*Aim*
Leaving out every picture, quote the data below exactly as it appears.

*Supplied material*
## begin
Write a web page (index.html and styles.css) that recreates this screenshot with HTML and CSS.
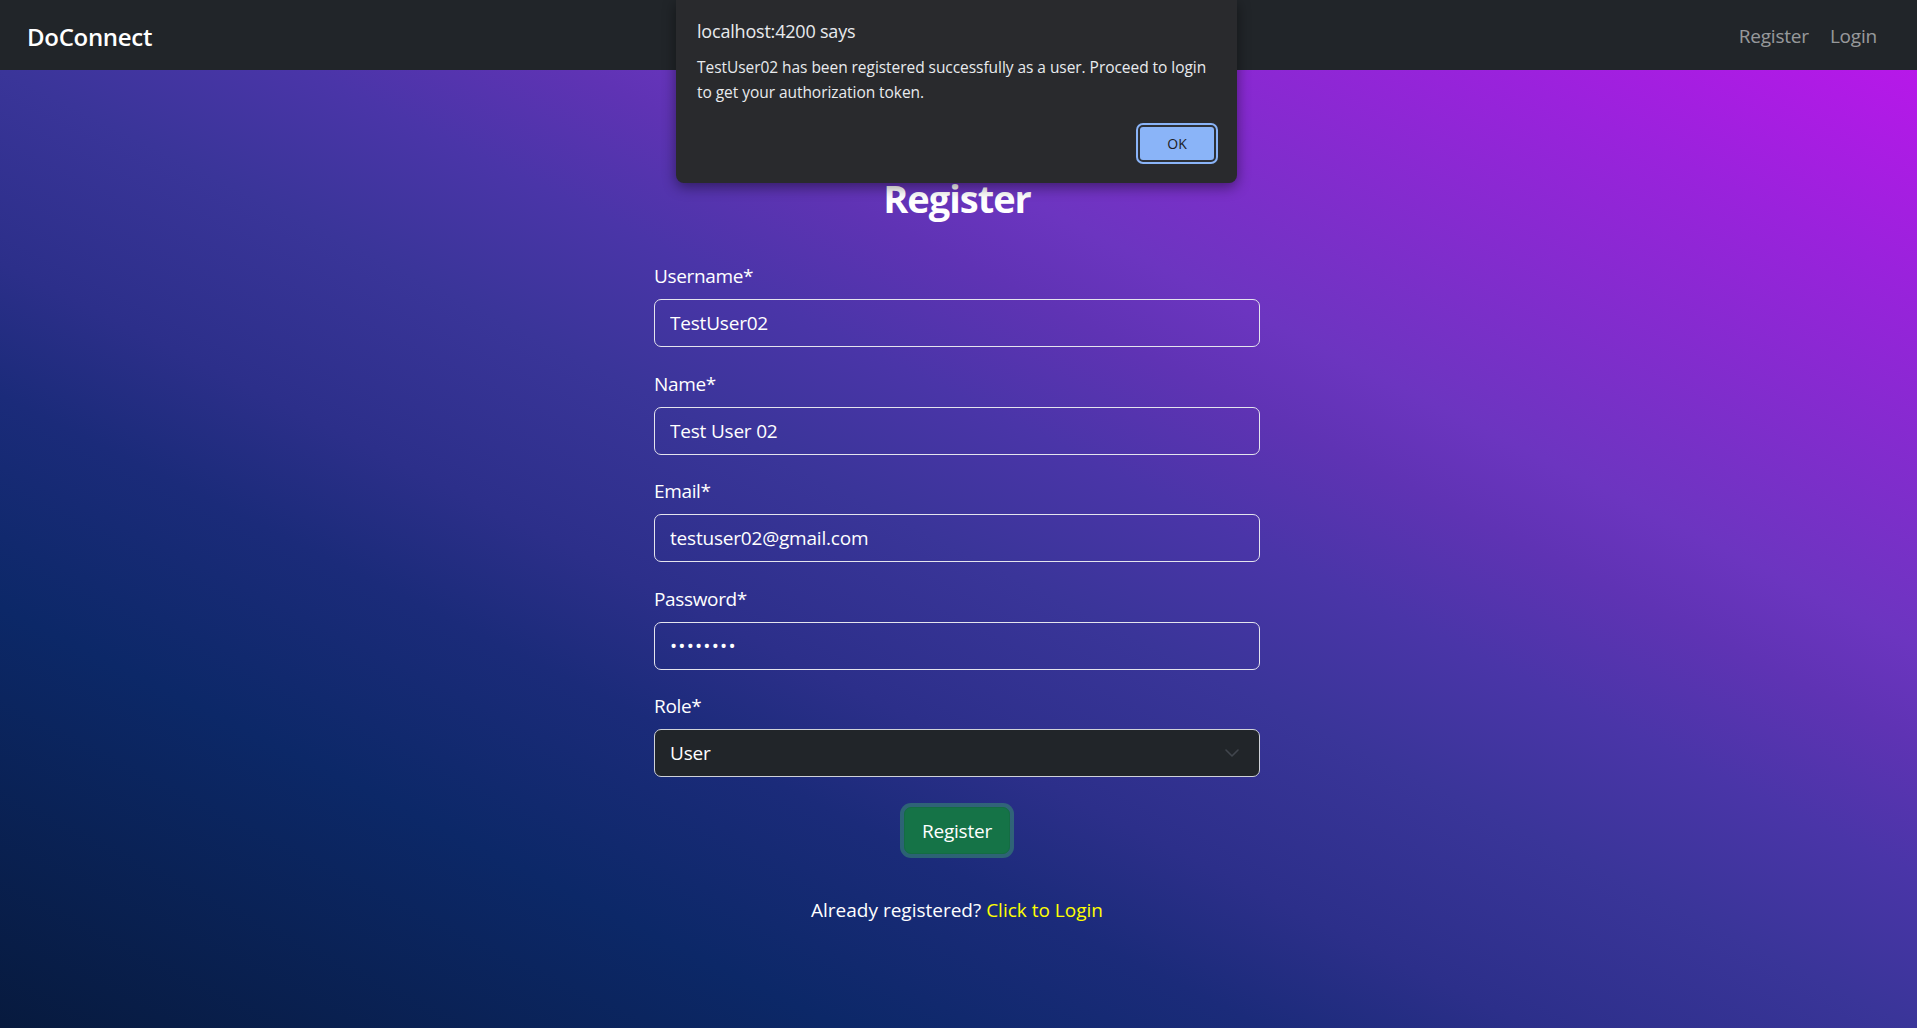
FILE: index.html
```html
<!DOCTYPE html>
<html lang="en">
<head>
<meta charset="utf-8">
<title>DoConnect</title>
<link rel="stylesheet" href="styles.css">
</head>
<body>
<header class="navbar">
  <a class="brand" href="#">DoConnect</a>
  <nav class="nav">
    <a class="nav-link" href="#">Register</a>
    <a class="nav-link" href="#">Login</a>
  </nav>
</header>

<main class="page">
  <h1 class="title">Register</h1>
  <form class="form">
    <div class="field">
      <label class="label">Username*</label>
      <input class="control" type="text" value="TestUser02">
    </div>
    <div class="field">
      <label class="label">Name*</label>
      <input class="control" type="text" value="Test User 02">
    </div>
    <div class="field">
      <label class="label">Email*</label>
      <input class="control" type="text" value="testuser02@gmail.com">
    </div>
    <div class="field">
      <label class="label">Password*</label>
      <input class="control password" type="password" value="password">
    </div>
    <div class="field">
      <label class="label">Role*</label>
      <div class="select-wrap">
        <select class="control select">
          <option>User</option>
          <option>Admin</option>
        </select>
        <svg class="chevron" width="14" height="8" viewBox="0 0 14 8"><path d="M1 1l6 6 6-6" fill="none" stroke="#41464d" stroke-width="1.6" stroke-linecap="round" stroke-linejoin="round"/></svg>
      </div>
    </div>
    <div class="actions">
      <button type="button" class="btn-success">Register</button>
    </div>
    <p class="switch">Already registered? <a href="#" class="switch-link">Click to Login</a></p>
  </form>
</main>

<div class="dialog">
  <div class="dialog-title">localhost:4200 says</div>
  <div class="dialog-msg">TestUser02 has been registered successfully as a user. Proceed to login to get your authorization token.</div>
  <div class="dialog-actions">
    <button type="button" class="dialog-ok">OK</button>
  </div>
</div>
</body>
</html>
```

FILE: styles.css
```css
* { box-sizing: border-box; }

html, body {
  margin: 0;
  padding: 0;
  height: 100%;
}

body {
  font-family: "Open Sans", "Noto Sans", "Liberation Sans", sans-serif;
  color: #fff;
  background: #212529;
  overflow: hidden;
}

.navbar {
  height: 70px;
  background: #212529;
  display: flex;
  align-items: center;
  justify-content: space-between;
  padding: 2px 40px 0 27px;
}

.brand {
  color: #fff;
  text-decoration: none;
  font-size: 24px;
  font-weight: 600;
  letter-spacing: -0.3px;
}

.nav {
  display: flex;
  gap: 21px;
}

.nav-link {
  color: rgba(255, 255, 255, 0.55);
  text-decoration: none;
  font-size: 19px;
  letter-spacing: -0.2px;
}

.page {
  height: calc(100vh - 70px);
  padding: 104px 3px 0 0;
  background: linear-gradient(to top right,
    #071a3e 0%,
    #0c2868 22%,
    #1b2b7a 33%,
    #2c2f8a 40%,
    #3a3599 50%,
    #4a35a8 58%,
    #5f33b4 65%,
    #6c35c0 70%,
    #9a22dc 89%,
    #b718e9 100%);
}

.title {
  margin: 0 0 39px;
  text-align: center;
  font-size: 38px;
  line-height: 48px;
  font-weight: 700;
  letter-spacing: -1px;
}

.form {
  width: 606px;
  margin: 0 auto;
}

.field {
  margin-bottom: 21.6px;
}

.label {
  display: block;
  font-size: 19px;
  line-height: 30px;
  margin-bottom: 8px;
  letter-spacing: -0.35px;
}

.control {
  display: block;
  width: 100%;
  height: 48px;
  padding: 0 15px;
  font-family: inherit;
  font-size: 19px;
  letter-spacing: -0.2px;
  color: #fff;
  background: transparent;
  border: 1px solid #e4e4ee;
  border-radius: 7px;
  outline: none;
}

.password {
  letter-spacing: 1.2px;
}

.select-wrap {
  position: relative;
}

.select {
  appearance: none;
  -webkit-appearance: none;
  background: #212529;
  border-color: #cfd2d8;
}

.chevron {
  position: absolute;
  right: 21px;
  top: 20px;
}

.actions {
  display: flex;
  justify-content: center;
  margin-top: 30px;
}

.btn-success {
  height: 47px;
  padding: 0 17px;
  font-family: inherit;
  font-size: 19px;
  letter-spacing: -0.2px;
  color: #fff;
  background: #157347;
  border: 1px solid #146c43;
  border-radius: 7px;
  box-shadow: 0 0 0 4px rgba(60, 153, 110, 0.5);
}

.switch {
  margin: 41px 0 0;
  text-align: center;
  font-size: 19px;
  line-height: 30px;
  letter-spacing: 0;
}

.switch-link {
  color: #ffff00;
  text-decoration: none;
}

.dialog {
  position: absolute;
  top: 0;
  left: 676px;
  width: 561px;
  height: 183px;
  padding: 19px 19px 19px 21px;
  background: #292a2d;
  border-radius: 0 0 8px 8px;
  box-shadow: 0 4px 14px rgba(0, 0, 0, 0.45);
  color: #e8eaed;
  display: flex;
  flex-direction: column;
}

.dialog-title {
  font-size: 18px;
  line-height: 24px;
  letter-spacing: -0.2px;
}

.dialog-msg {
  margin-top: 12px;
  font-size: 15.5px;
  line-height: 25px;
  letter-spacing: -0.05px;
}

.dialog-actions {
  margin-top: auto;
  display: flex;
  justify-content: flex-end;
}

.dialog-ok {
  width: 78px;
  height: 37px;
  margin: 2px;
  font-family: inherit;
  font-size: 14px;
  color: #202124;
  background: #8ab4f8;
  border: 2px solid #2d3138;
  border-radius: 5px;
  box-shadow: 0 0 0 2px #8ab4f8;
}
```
## end
*Written response*
Write a web page (index.html and styles.css) that recreates this screenshot with HTML and CSS.
FILE: index.html
```html
<!DOCTYPE html>
<html lang="en">
<head>
<meta charset="utf-8">
<title>DoConnect</title>
<link rel="stylesheet" href="styles.css">
</head>
<body>
<header class="navbar">
  <a class="brand" href="#">DoConnect</a>
  <nav class="nav">
    <a class="nav-link" href="#">Register</a>
    <a class="nav-link" href="#">Login</a>
  </nav>
</header>

<main class="page">
  <h1 class="title">Register</h1>
  <form class="form">
    <div class="field">
      <label class="label">Username*</label>
      <input class="control" type="text" value="TestUser02">
    </div>
    <div class="field">
      <label class="label">Name*</label>
      <input class="control" type="text" value="Test User 02">
    </div>
    <div class="field">
      <label class="label">Email*</label>
      <input class="control" type="text" value="testuser02@gmail.com">
    </div>
    <div class="field">
      <label class="label">Password*</label>
      <input class="control password" type="password" value="password">
    </div>
    <div class="field">
      <label class="label">Role*</label>
      <div class="select-wrap">
        <select class="control select">
          <option>User</option>
          <option>Admin</option>
        </select>
        <svg class="chevron" width="14" height="8" viewBox="0 0 14 8"><path d="M1 1l6 6 6-6" fill="none" stroke="#41464d" stroke-width="1.6" stroke-linecap="round" stroke-linejoin="round"/></svg>
      </div>
    </div>
    <div class="actions">
      <button type="button" class="btn-success">Register</button>
    </div>
    <p class="switch">Already registered? <a href="#" class="switch-link">Click to Login</a></p>
  </form>
</main>

<div class="dialog">
  <div class="dialog-title">localhost:4200 says</div>
  <div class="dialog-msg">TestUser02 has been registered successfully as a user. Proceed to login to get your authorization token.</div>
  <div class="dialog-actions">
    <button type="button" class="dialog-ok">OK</button>
  </div>
</div>
</body>
</html>
```

FILE: styles.css
```css
* { box-sizing: border-box; }

html, body {
  margin: 0;
  padding: 0;
  height: 100%;
}

body {
  font-family: "Open Sans", "Noto Sans", "Liberation Sans", sans-serif;
  color: #fff;
  background: #212529;
  overflow: hidden;
}

.navbar {
  height: 70px;
  background: #212529;
  display: flex;
  align-items: center;
  justify-content: space-between;
  padding: 2px 40px 0 27px;
}

.brand {
  color: #fff;
  text-decoration: none;
  font-size: 24px;
  font-weight: 600;
  letter-spacing: -0.3px;
}

.nav {
  display: flex;
  gap: 21px;
}

.nav-link {
  color: rgba(255, 255, 255, 0.55);
  text-decoration: none;
  font-size: 19px;
  letter-spacing: -0.2px;
}

.page {
  height: calc(100vh - 70px);
  padding: 104px 3px 0 0;
  background: linear-gradient(to top right,
    #071a3e 0%,
    #0c2868 22%,
    #1b2b7a 33%,
    #2c2f8a 40%,
    #3a3599 50%,
    #4a35a8 58%,
    #5f33b4 65%,
    #6c35c0 70%,
    #9a22dc 89%,
    #b718e9 100%);
}

.title {
  margin: 0 0 39px;
  text-align: center;
  font-size: 38px;
  line-height: 48px;
  font-weight: 700;
  letter-spacing: -1px;
}

.form {
  width: 606px;
  margin: 0 auto;
}

.field {
  margin-bottom: 21.6px;
}

.label {
  display: block;
  font-size: 19px;
  line-height: 30px;
  margin-bottom: 8px;
  letter-spacing: -0.35px;
}

.control {
  display: block;
  width: 100%;
  height: 48px;
  padding: 0 15px;
  font-family: inherit;
  font-size: 19px;
  letter-spacing: -0.2px;
  color: #fff;
  background: transparent;
  border: 1px solid #e4e4ee;
  border-radius: 7px;
  outline: none;
}

.password {
  letter-spacing: 1.2px;
}

.select-wrap {
  position: relative;
}

.select {
  appearance: none;
  -webkit-appearance: none;
  background: #212529;
  border-color: #cfd2d8;
}

.chevron {
  position: absolute;
  right: 21px;
  top: 20px;
}

.actions {
  display: flex;
  justify-content: center;
  margin-top: 30px;
}

.btn-success {
  height: 47px;
  padding: 0 17px;
  font-family: inherit;
  font-size: 19px;
  letter-spacing: -0.2px;
  color: #fff;
  background: #157347;
  border: 1px solid #146c43;
  border-radius: 7px;
  box-shadow: 0 0 0 4px rgba(60, 153, 110, 0.5);
}

.switch {
  margin: 41px 0 0;
  text-align: center;
  font-size: 19px;
  line-height: 30px;
  letter-spacing: 0;
}

.switch-link {
  color: #ffff00;
  text-decoration: none;
}

.dialog {
  position: absolute;
  top: 0;
  left: 676px;
  width: 561px;
  height: 183px;
  padding: 19px 19px 19px 21px;
  background: #292a2d;
  border-radius: 0 0 8px 8px;
  box-shadow: 0 4px 14px rgba(0, 0, 0, 0.45);
  color: #e8eaed;
  display: flex;
  flex-direction: column;
}

.dialog-title {
  font-size: 18px;
  line-height: 24px;
  letter-spacing: -0.2px;
}

.dialog-msg {
  margin-top: 12px;
  font-size: 15.5px;
  line-height: 25px;
  letter-spacing: -0.05px;
}

.dialog-actions {
  margin-top: auto;
  display: flex;
  justify-content: flex-end;
}

.dialog-ok {
  width: 78px;
  height: 37px;
  margin: 2px;
  font-family: inherit;
  font-size: 14px;
  color: #202124;
  background: #8ab4f8;
  border: 2px solid #2d3138;
  border-radius: 5px;
  box-shadow: 0 0 0 2px #8ab4f8;
}
```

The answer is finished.